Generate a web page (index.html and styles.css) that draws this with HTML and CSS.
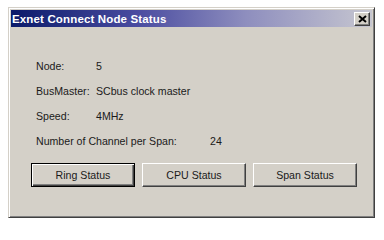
FILE: index.html
```html
<!DOCTYPE html>
<html>
<head>
<meta charset="utf-8">
<link rel="stylesheet" href="styles.css">
</head>
<body>
<div class="window">
  <div class="titlebar">
    <span class="title">Exnet Connect Node Status</span>
    <span class="close">
      <svg width="9" height="8" viewBox="0 0 9 8"><path d="M1 1 L8 7 M8 1 L1 7" stroke="#000" stroke-width="2" fill="none"/></svg>
    </span>
  </div>
  <div class="content">
    <div class="info">
      <span class="label">Node:</span><span>5</span>
      <span class="label">BusMaster:</span><span>SCbus clock master</span>
      <span class="label">Speed:</span><span>4MHz</span>
      <span class="label wide">Number of Channel per Span:</span><span>24</span>
    </div>
    <div class="buttons">
      <button class="btn default">Ring Status</button>
      <button class="btn">CPU Status</button>
      <button class="btn">Span Status</button>
    </div>
  </div>
</div>
</body>
</html>
```

FILE: styles.css
```css
html, body {
  margin: 0;
  padding: 0;
  background: #ffffff;
}

.window {
  margin: 7px 0 0 8px;
  width: 367px;
  height: 211px;
  box-sizing: border-box;
  background: #d4d0c8;
  border: 1px solid;
  border-color: #d4d0c8 #404040 #404040 #d4d0c8;
  box-shadow: inset 1px 1px #ffffff, inset -1px -1px #808080;
  padding: 2px;
  font-family: "Liberation Sans", Arial, sans-serif;
}

.titlebar {
  height: 17px;
  display: flex;
  align-items: center;
  justify-content: space-between;
  background: linear-gradient(to right, #0a1a6a 0%, #4a4ca0 35%, #8e8ebe 65%, #c6c6d0 100%);
  padding: 0 2px 0 1px;
}

.title {
  color: #ffffff;
  font-weight: bold;
  font-size: 11.5px;
  letter-spacing: 0.15px;
}

.close {
  width: 16px;
  height: 14px;
  box-sizing: border-box;
  background: #d4d0c8;
  border: 1px solid;
  border-color: #ffffff #404040 #404040 #ffffff;
  box-shadow: inset -1px -1px #808080;
  display: flex;
  align-items: center;
  justify-content: center;
}

.close svg {
  display: block;
}

.content {
  padding: 33px 0 0 25px;
  font-size: 10.6px;
  color: #1a1a1a;
}

.info {
  display: grid;
  grid-template-columns: 60px auto;
  grid-auto-rows: 13px;
  row-gap: 12px;
  line-height: 13px;
}

.label.wide {
  width: 174px;
}

.info .wide + span {
  margin-left: 114px;
}

.buttons {
  display: flex;
  gap: 7px;
  margin: 15px 0 0 -5px;
}

.btn {
  width: 104px;
  height: 24px;
  box-sizing: border-box;
  background: #d4d0c8;
  font-family: "Liberation Sans", Arial, sans-serif;
  font-size: 10.6px;
  color: #1a1a1a;
  padding: 0;
  border: 1px solid;
  border-color: #ffffff #404040 #404040 #ffffff;
  box-shadow: inset -1px -1px #808080;
}

.btn.default {
  border: 1px solid #000000;
  box-shadow: inset 1px 1px #ffffff, inset -1px -1px #404040, inset -2px -2px #808080;
}
```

- WHAT IS REQUIRED -
Transcribe the full listing above exactly, with the images removed.

- RIGHT ANSWER -
Generate a web page (index.html and styles.css) that draws this with HTML and CSS.
FILE: index.html
```html
<!DOCTYPE html>
<html>
<head>
<meta charset="utf-8">
<link rel="stylesheet" href="styles.css">
</head>
<body>
<div class="window">
  <div class="titlebar">
    <span class="title">Exnet Connect Node Status</span>
    <span class="close">
      <svg width="9" height="8" viewBox="0 0 9 8"><path d="M1 1 L8 7 M8 1 L1 7" stroke="#000" stroke-width="2" fill="none"/></svg>
    </span>
  </div>
  <div class="content">
    <div class="info">
      <span class="label">Node:</span><span>5</span>
      <span class="label">BusMaster:</span><span>SCbus clock master</span>
      <span class="label">Speed:</span><span>4MHz</span>
      <span class="label wide">Number of Channel per Span:</span><span>24</span>
    </div>
    <div class="buttons">
      <button class="btn default">Ring Status</button>
      <button class="btn">CPU Status</button>
      <button class="btn">Span Status</button>
    </div>
  </div>
</div>
</body>
</html>
```

FILE: styles.css
```css
html, body {
  margin: 0;
  padding: 0;
  background: #ffffff;
}

.window {
  margin: 7px 0 0 8px;
  width: 367px;
  height: 211px;
  box-sizing: border-box;
  background: #d4d0c8;
  border: 1px solid;
  border-color: #d4d0c8 #404040 #404040 #d4d0c8;
  box-shadow: inset 1px 1px #ffffff, inset -1px -1px #808080;
  padding: 2px;
  font-family: "Liberation Sans", Arial, sans-serif;
}

.titlebar {
  height: 17px;
  display: flex;
  align-items: center;
  justify-content: space-between;
  background: linear-gradient(to right, #0a1a6a 0%, #4a4ca0 35%, #8e8ebe 65%, #c6c6d0 100%);
  padding: 0 2px 0 1px;
}

.title {
  color: #ffffff;
  font-weight: bold;
  font-size: 11.5px;
  letter-spacing: 0.15px;
}

.close {
  width: 16px;
  height: 14px;
  box-sizing: border-box;
  background: #d4d0c8;
  border: 1px solid;
  border-color: #ffffff #404040 #404040 #ffffff;
  box-shadow: inset -1px -1px #808080;
  display: flex;
  align-items: center;
  justify-content: center;
}

.close svg {
  display: block;
}

.content {
  padding: 33px 0 0 25px;
  font-size: 10.6px;
  color: #1a1a1a;
}

.info {
  display: grid;
  grid-template-columns: 60px auto;
  grid-auto-rows: 13px;
  row-gap: 12px;
  line-height: 13px;
}

.label.wide {
  width: 174px;
}

.info .wide + span {
  margin-left: 114px;
}

.buttons {
  display: flex;
  gap: 7px;
  margin: 15px 0 0 -5px;
}

.btn {
  width: 104px;
  height: 24px;
  box-sizing: border-box;
  background: #d4d0c8;
  font-family: "Liberation Sans", Arial, sans-serif;
  font-size: 10.6px;
  color: #1a1a1a;
  padding: 0;
  border: 1px solid;
  border-color: #ffffff #404040 #404040 #ffffff;
  box-shadow: inset -1px -1px #808080;
}

.btn.default {
  border: 1px solid #000000;
  box-shadow: inset 1px 1px #ffffff, inset -1px -1px #404040, inset -2px -2px #808080;
}
```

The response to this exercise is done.